Wednesday, November 15, 2006

Middle East happenings

News from the Middle east not having to do with Iraq:
Arabs are going to start giving money to the Palestinians despite the international ban on giving until the Hamas government recognizes Israel.

The Arab nations are pushing Hamas to attend a peace conference with Israel, but it still hasn’t met the international stipulations, and if they start getting money from some other source, I don’t think they’re going to start.

The Arab nations apparently are going to give money as a protest to the UN over the U.S. veto of resolutions designed to chastise Israel over the latest strike in Gaza.

Tony Blair is asking Syria and Iran to “help” stem the violence in Iraq.  All they need to do is renounce terrorism and any nuclear ambitions they might have.  Seems like not a lot, right?

Lebanon’s cabinet approved UN plans for setting up an international tribunal to try suspects from the investigation of former Prime Minister Rafik Hariri.  Also, a few pro-Syrian members of their parliament have resigned too, so things are looking ok in Lebanon.  Except for all that rebuilding they need to do after the Israeli attack a few weeks ago.

Violence by the government backed Janjaweed militants in the Darfur region has spread to neighboring Chad.   “Everything was burned to the ground — even the Koran was burned.”  I guess you can’t argue that they’re a religious militia.  It appears to be entirely ethnic, and further supports the idea that this is, indeed, genocide.  But you already knew that, right?  Someone please tell the UN.

Oh, and by the way, if I were the president of Chad, I’d be pretty pissed right now.

In other news, Kofi Annan decided today that the real cause of tension between the west and the Islamic world is, of course, just politics.

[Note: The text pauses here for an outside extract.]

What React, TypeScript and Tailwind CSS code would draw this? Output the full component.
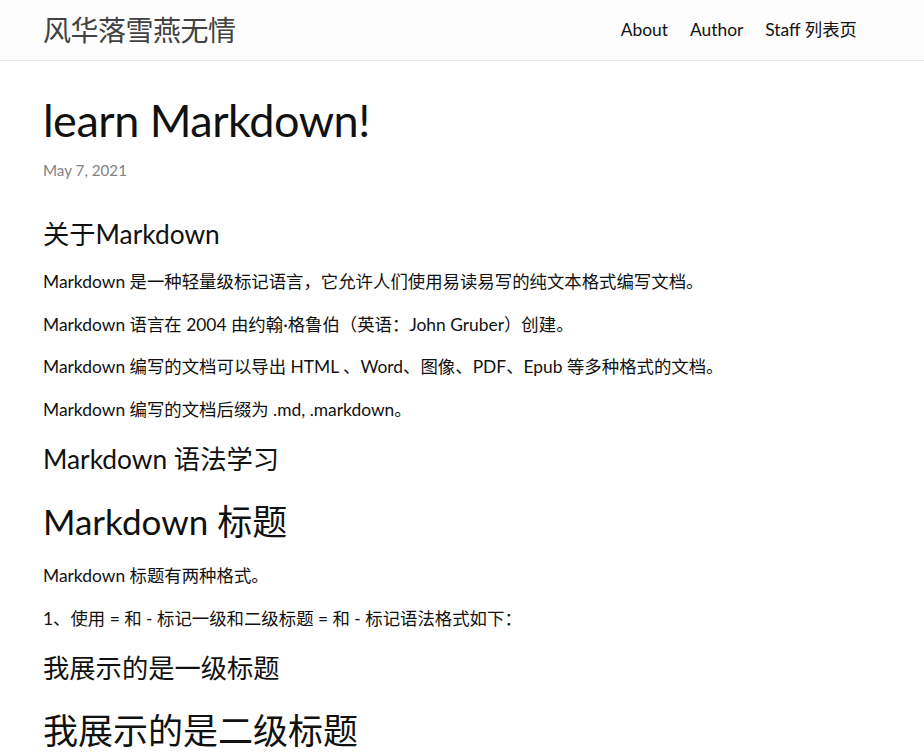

      Political tensions, rather than religious differences, are the source of the rift between the West and the Muslim world, and any resolution must include an end to the Arab-Israeli conflict, U.N. Secretary-General Kofi Annan said Monday.

      His claim that religion was not the root of the conflicts that have multiplied since the Sept. 11, 2001, terrorist attacks in the United States contradicted those of some theorists who believe cultural and religious identity emerged as the main source of tension following the Cold War.

      In a challenge to that theory, Annan traveled to Istanbul to attend a meeting of the U.N.-backed "Alliance of Civilizations Initiative," which enabled a group of experts and luminaries to draft a report on how to promote peace.

Oh, is that all we need?  We need a group of experts to draft a report and then we’ll have peace?  And I was so worried!

I think the terrorists would have something to say about what the core issues in the aforementioned tension would be, don’t you?